Records contained in a dataset:
* start *
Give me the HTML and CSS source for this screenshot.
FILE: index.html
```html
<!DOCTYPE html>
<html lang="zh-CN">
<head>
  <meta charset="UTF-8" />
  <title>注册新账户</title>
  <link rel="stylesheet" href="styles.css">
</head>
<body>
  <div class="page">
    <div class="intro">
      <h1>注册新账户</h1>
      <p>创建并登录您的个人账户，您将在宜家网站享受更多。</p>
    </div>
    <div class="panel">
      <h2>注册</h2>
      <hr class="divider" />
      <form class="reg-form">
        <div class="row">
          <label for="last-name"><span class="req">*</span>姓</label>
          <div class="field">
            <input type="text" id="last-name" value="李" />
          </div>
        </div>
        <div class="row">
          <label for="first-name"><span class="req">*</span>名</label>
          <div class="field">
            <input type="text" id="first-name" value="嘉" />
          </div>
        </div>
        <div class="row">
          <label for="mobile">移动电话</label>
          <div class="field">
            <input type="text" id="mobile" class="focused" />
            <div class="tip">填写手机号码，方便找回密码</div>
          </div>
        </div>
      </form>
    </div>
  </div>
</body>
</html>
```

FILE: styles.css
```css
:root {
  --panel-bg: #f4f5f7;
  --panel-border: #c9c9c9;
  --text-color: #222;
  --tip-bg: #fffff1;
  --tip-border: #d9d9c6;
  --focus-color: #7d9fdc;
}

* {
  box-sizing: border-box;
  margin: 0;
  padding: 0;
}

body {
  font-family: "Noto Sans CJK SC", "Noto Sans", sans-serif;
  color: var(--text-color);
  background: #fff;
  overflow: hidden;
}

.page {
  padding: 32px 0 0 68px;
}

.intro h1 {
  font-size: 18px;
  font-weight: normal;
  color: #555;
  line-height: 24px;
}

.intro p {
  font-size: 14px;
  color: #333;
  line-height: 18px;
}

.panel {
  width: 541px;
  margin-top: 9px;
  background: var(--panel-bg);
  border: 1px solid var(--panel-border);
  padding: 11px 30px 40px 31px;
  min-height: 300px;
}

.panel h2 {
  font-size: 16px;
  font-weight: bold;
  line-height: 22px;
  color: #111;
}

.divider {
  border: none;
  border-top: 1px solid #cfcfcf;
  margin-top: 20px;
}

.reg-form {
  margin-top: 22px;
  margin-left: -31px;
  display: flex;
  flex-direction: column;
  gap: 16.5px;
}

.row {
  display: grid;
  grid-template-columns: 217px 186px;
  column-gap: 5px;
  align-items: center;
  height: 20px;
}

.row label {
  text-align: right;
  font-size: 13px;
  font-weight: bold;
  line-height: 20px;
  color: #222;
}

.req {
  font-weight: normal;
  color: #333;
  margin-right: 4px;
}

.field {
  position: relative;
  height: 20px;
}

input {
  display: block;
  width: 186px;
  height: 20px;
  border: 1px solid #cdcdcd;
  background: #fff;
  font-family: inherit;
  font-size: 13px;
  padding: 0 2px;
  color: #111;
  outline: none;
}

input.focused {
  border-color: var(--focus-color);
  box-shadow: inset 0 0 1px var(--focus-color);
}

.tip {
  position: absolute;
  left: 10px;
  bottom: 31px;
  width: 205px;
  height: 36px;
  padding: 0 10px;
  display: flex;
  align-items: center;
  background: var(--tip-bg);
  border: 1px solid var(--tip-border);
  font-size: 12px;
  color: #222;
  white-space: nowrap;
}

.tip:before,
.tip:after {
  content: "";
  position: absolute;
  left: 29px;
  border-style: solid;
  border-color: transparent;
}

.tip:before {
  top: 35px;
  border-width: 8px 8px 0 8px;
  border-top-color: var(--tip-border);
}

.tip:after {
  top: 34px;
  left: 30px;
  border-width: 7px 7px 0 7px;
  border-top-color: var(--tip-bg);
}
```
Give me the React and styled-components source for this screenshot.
* end *
Tally up the lines in the records that contain the word "screenshot" and give only the total.

2